While his knowledge and expertise is on a wide range of economic issues — his first stint at RBI as a consultant had resulted in a couple of papers including one on pensions but he has been consistent in his work on banking. It is interesting that during his tenure there were multiple events that affected the economy but when it came to talking about them he chose banking. Demonetisation would not be a honeycomb that Mr Patel would like to poke. Writing about banking would be timely, academic and relatively risk-free. He, after all, is one of the many (but significant) voices on reform. The theme is familiar.

The basic argument that Mr Patel has been making has its roots in the discourse on banking reform and reducing dominant state ownership and control over the banks. There is an assumption that state-owned banks have a sovereign guarantee and, therefore, safe from the depositors’ perspective. But sovereign ownership also creates a sense of performance complacence. The punishment by the stock market for non-performance is blunt but it does not ostensibly harm the dominant shareholder. It is the minority shareholder who suffers at the first instance and then (if the insulation of the sovereign is removed) the saver. However, if there is a large overlap between savers and tax payers then they are paying the price for saving themselves at one end even as the cost of finance for the economy does not go down. The cost of non-performing assets and administrative overheads ultimately has to be recovered from the profits — a reason he indicates that interest rate cuts do not get transmitted.

Mr Patel talked about the impossible trilemma in a keynote address in a presentation in Stanford, where he argued that if the banking sector is dominantly owned by the state and there was a limited fiscal space, then transgressions occur and what is essentially the domain of monetary intervention permeates the fiscal space. If the state itself announces “credit budgets” (giving directions and targets on where capital formation should take place but through commercial institutions controlled by it) then independent regulation suffers. The use of a commercial organisation that is not completely autonomous for ostensibly developmental objectives that may not fetch market returns would result in stress — and that is what we are seeing with the state-owned banks. This is a problem even if we do not have cronyism, but it is accentuated when that element is added to the mix.

One effective way to deal with this is to strengthen regulation. That cannot happen unless: (a) the regulatory framework is common for all players and GBs do not have a special cover from the sovereign; and (b) ownership (or the framework of governance) moves towards “autonomy” where the banks are accountable to the markets — not only for their performance but also for raising incremental capital. Without (b), it would be difficult to achieve (a).

Mr Patel has gone to the root of the problem and discusses it in great detail. The rest of the arguments are about setting things right. One could do this by intermediate measures of reform — create insularity between the state and the bank by having an independent authority to appoint senior management; empower boards; and empower the regulator to take actions that are no different from the leeway available for private banks. 
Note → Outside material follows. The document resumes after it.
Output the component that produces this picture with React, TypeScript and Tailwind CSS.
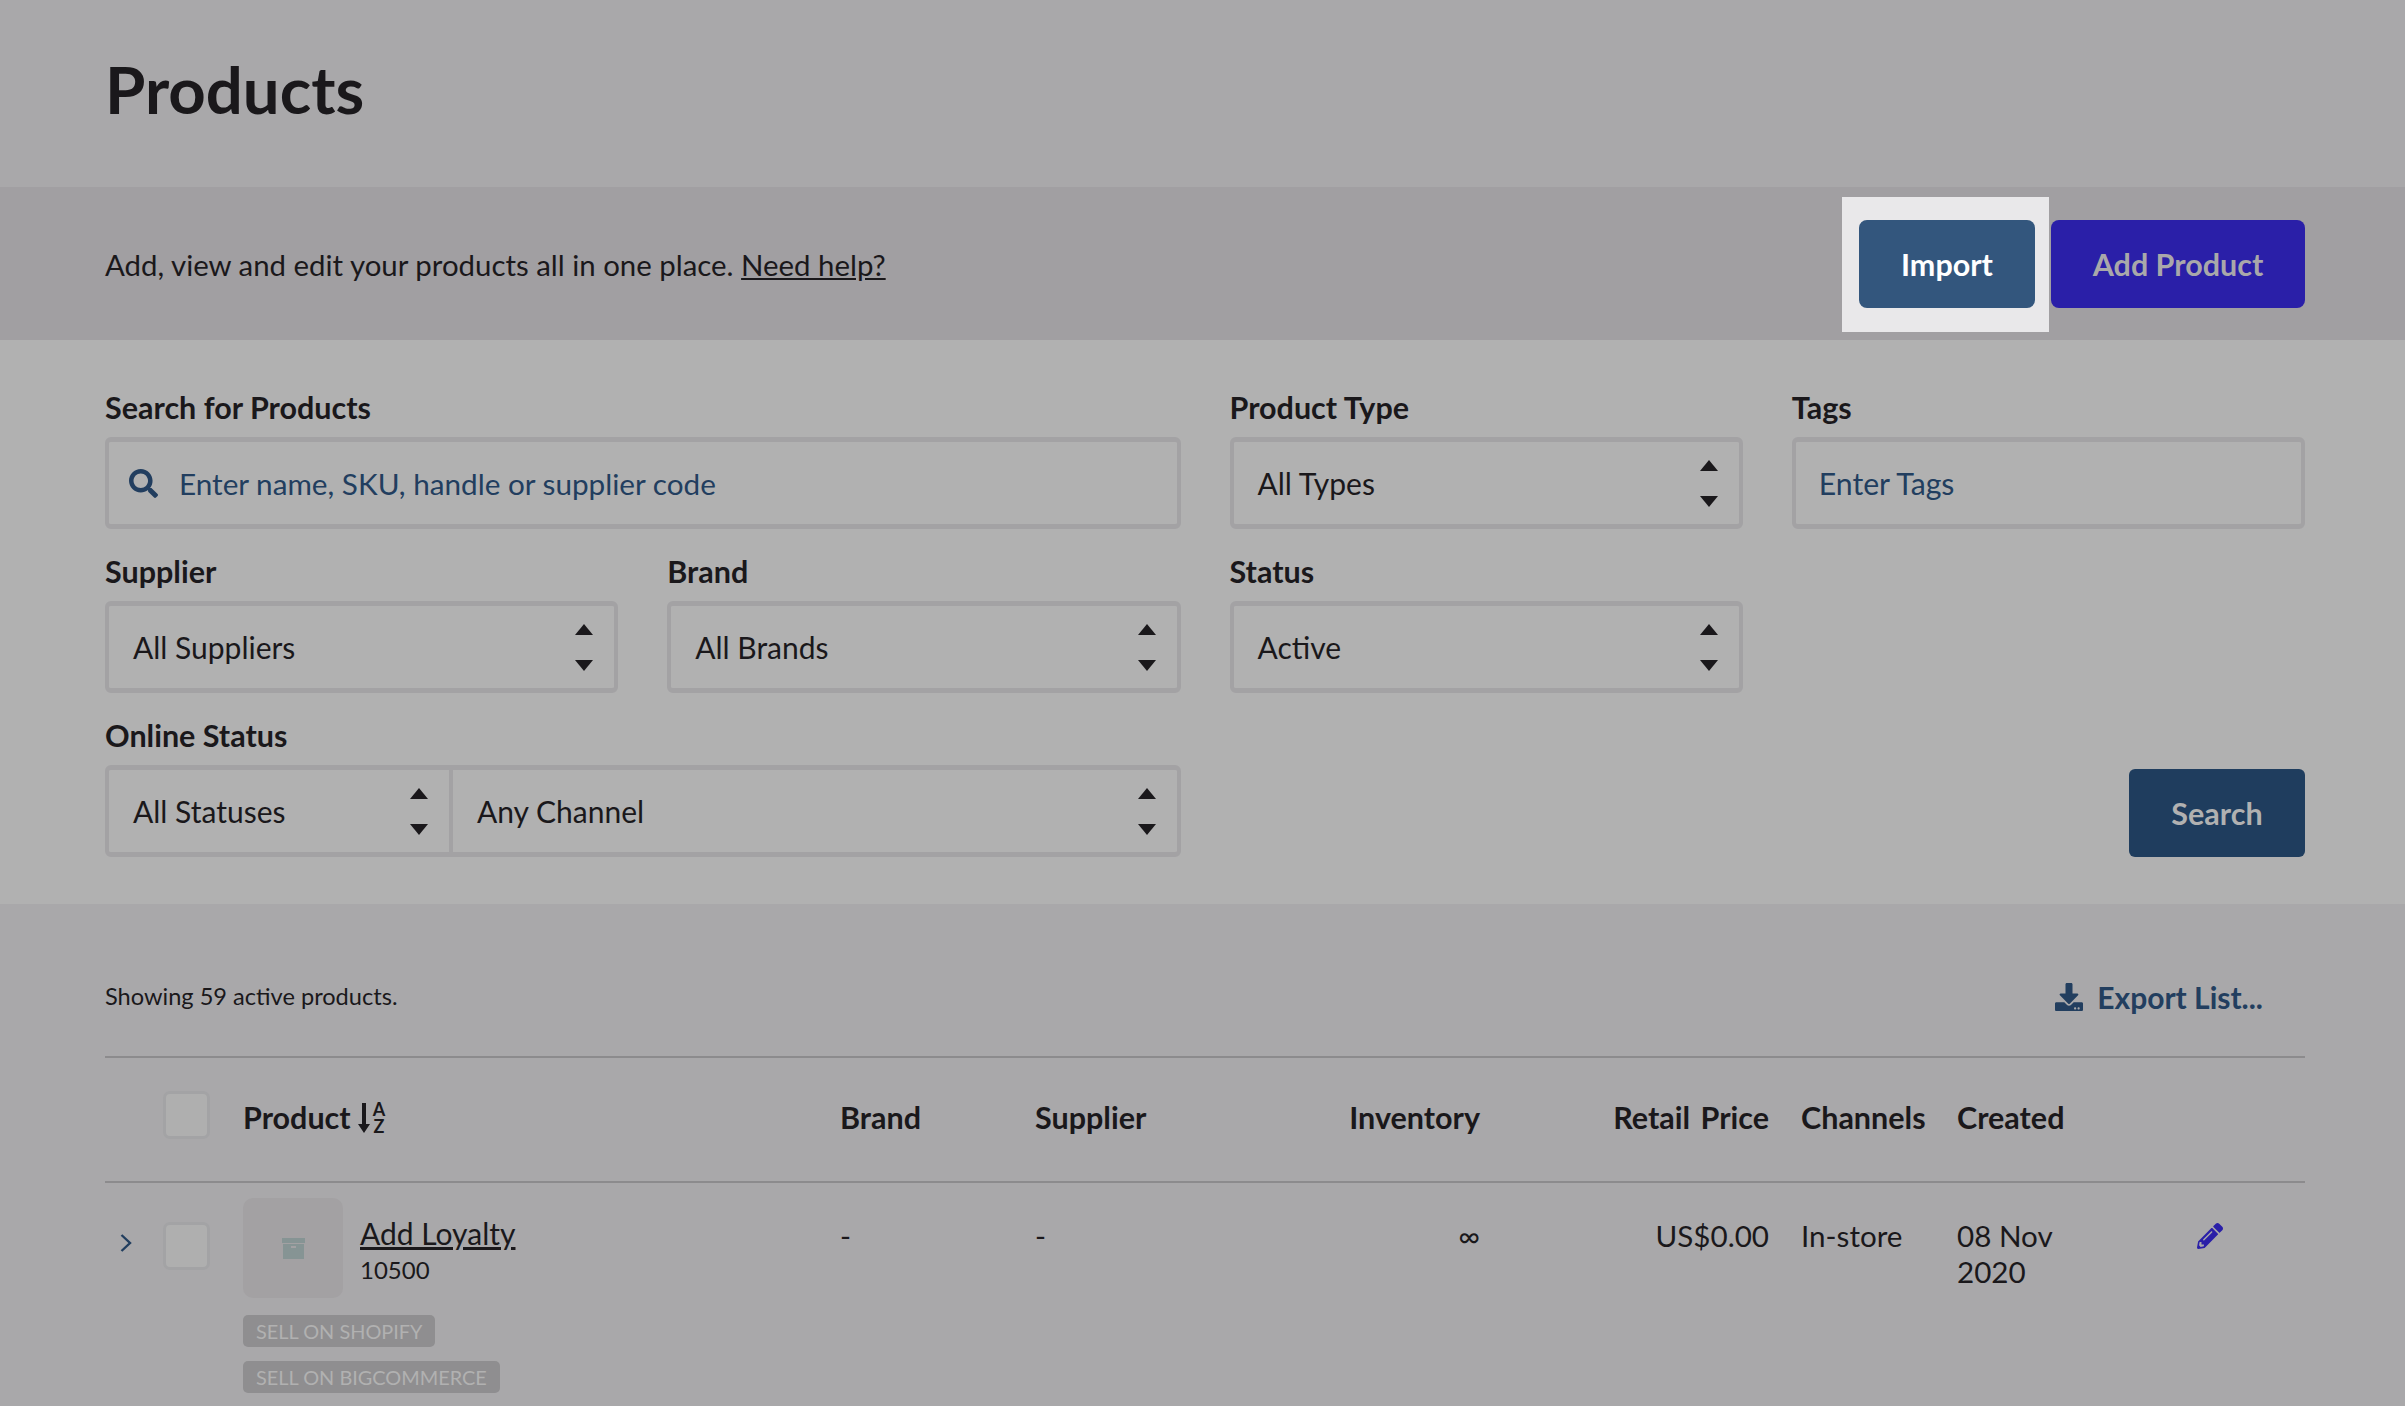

These intermediate measures have been tried in bits and pieces at differing times. However, while we would see “reform” for a brief period, the “Empire (almost always) Strikes Back,” as Mr Patel puts it. So, this argument is not about privatisation or ownership but about having an appropriate accountability framework for the role and function of the entity that dictates the economy. If the ownership predicates the accountability framework, that needs to change. From past efforts at reform that seems to be the only way in which we do not relapse.

Is anybody listening? Well, they did not listen to the governor; would they listen to a former governor?